359 Crown Street, Surry Hills, Sydney 2010
Kitchen and Cocktail Bar 12pm – 12am Mon – Fri | 8am – 12am Sat |8am – 10pm Sun
0455 027 378
Surry Hills’ slice of Sicilian sophistication.
All showcased through sensational spaghetti, spritz, plus a whole lot more.
If you’re after an authentic Italian meal with a layer of sophistication minus the pretentious white table cloth, you’ll find it at Bartolo.
The trendy and intimate venue has taken over its predecessor, Bills, and upped the ante with black and white photograph clad walls, marble tables, panelled walls and dim-lit lighting. They are the perfect accompaniments to a delicious and indulgent evening.
Bartolo has a world-class charm, a sense of nostalgia and elegance, mixed with the feeling of home and familiarity. And it’s the simple and refined details that make it so. The opulent emerald green bar, framed with hanging glassware, bottles and soft grey chesterfield bar stools juxtapose against the wooden ‘specials boards’ that reminds us of an old-school delicatessen, with plastic interchangeable letters formed in a ‘butcher’s font’. It’s fancy, but fun. It’s serious, but cheeky. It’s for refined palettes and it’s for the new foodies on the scene. It’s the perfect spot and we can’t pigeonhole it into one category. It’s just all-round great.
And this translates the entire way through the perfectly balanced menu.
The specials board is too quaint to ignore, so you can’t go past ordering the cured meats. We were graced with generous folds of perfectly pink Mortadella and Salumi, accompanied by crisp breadsticks and roasted onion. And if there’s a time for bread, it’s here at Bartolo. Their housemade focaccia ($5) is an absolute must. Mattress high and super soft, the rectangular cuts of bread lovingly absorb the extra virgin olive oil and balsamic. Delicious.

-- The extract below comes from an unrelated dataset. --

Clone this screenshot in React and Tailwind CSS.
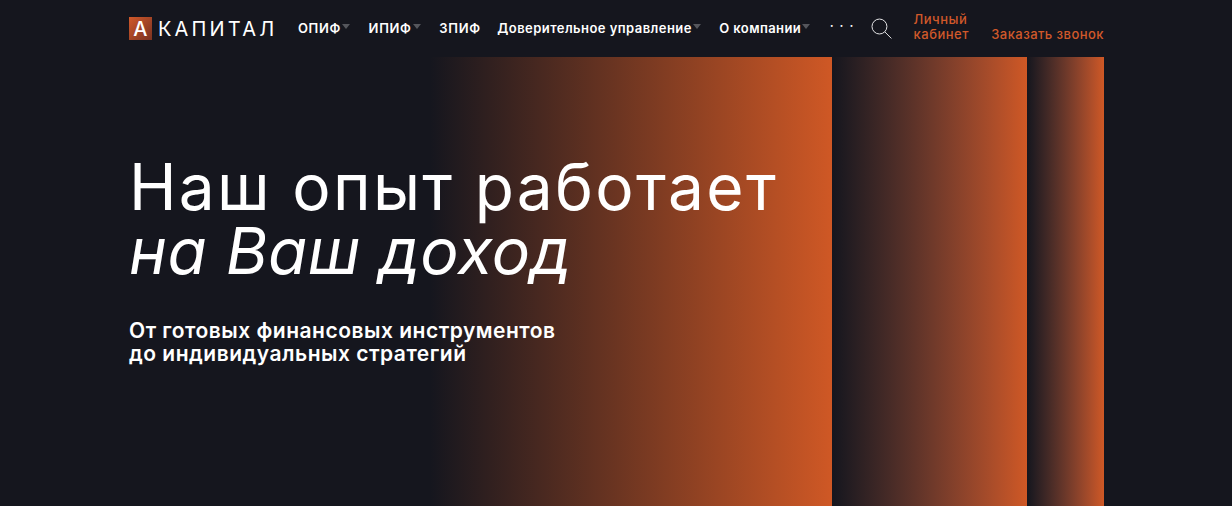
const Caret = () => (
  <span className="ml-[1px] mt-[-4px] inline-block border-x-[4px] border-t-[5px] border-x-transparent border-t-[#55565c]" />
);

const NavItem = ({ label, caret, className }) => (
  <a className={`flex items-center whitespace-nowrap text-[13px] font-semibold text-white ${className}`}>
    {label}
    {caret && <Caret />}
  </a>
);

const SearchIcon = () => (
  <svg className="ml-[19px] h-[21px] w-[21px]" viewBox="0 0 21 21" fill="none" stroke="#e4e4e6" strokeWidth="1">
    <circle cx="8.5" cy="8.5" r="7.5" />
    <path d="M14 14l6.5 6.5" />
  </svg>
);

export default function App() {
  return (
    <div className="h-[506px] overflow-hidden bg-[#15161e] font-['Inter',sans-serif]">
      <div className="ml-[129px] w-[975px]">
        <header className="flex h-[57px] items-center">
          <div className="flex h-[23px] w-[23px] items-center justify-center bg-gradient-to-br from-[#d1592a] to-[#7a3220] text-[20px] font-medium text-white">
            А
          </div>
          <span className="ml-[6px] w-[118px] whitespace-nowrap text-[20px] leading-none tracking-[3.2px] text-white">КАПИТАЛ</span>
          <NavItem label="ОПИФ" caret className="ml-[22px] w-[54px] tracking-[0.7px]" />
          <NavItem label="ИПИФ" caret className="ml-[17px] w-[54px] tracking-[0.7px]" />
          <NavItem label="ЗПИФ" className="ml-[17px] w-[41px] tracking-[0.7px]" />
          <NavItem label="Доверительное управление" caret className="ml-[17px] w-[205px] tracking-[0.45px]" />
          <NavItem label="О компании" caret className="ml-[18px] w-[93px] tracking-[0.42px]" />
          <span className="ml-[18px] mt-[-6px] w-[22px] whitespace-nowrap text-[13px] font-medium tracking-[6px] text-white">···</span>
          <SearchIcon />
          <a className="ml-[22px] w-[60px] self-end pb-[15px] text-[13px] font-medium leading-[15px] tracking-[0.5px] text-[#d1592a]">
            Личный кабинет
          </a>
          <a className="ml-[18px] self-end whitespace-nowrap pb-[15px] text-[13px] font-medium leading-[15px] tracking-[0.45px] text-[#d1592a]">
            Заказать звонок
          </a>
        </header>
        <div className="flex h-[449px]">
          <section className="w-[703px] bg-[linear-gradient(90deg,#15161e_301px,#cf5825_100%)] pt-[98px]">
            <h1 className="text-[64px] font-normal leading-[64px] tracking-[2.3px] text-white">
              Наш опыт работает
              <br />
              <em className="tracking-[0.5px]">на Ваш доход</em>
            </h1>
            <p className="mt-[36px] text-[21px] font-semibold leading-[23px] tracking-[0.5px] text-white">
              От готовых финансовых инструментов
              <br />
              до индивидуальных стратегий
            </p>
          </section>
          <div className="w-[195px] bg-gradient-to-r from-[#15161e] to-[#cf5825]" />
          <div className="w-[77px] bg-gradient-to-r from-[#15161e] to-[#cf5825]" />
        </div>
      </div>
    </div>
  );
}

Once you’ve inhaled your bread and meats, you know it’s time to get into the saucy stuff. And that’s exactly what we did. Nan’s Meatballs ($15), made of veal and pork are served in a generous pool of rich Italian sugo (sauce). When you see an Italian venue list ‘sugo’, you know you’re getting the good stuff. Three giant, soft and moist balls sat pretty in our plate, and later in our stomachs. A true nod to decades of Nonna’s cooking away at a classic staple.
But, the real standout, of course, was the pasta. The Spaghettoni alla norma ($22) with eggplant, tomato, basil and cacioricotta screamed authentic. Soft, sugo-laden pasta adorned our table, sprinkled with fresh parmesan, and generous chunks of cacioricotta cheese. Each bite reignited a memory of similar dishes eaten whilst we were in Lago di Como. Honestly, one of the best pasta dishes in Sydney.
If you’re after something a little lighter, we recommend the Kingfish Caponata ($29), drizzled in a pinenut dressing and basil. The bite of the crispy seared skin, against the soft melt-in-your-mouth flesh, paired with the creaminess of the eggplant, crunch of pinenut, burst of basil and kick of salt. Simply put, it was a delight. We opted to match the Kingfish with the green beans ($12)served with almond pesto, fried shallots and lemon dressing. They were a lovely and light side, however, we did have severe table envy when we saw our neighbours roasted garlic & rosemary potatoes ($9). So we’d choose them next time.
Now, what do you pair these masterpieces with? Cocktails and spritz of course. Bartolo has recently launched its new spring cocktail menu, which looks just as good as it tastes. The leather-bound menu is adorned with beautiful watercolour renditions of each of the cocktails. We narrowed down our top two picks (which was quite difficult): the Flowers ($20) cocktail, made with Manzanilla sherry, Mancino Vermouth Bianco, Sakura, pink lady apple and PS40 bush tonic was light, sweet and refreshing. The second, Falling in Love ($20), a beautiful and sweet cocktail concocted of 42 Below vodka, butter, Mancino Vermouth Bianco, Dubonnet, strawberries, strawberry gum and Verjus. It looks like the prettier sister to an Old Fashioned and is certainly worth a try.
Unfortunately for us, we had no room for dessert, which in our eyes, was a travesty. We blame the addictively sensational focaccia! However, we’ve been told that upon our next visit, we must try the Tiramisu – and that we will.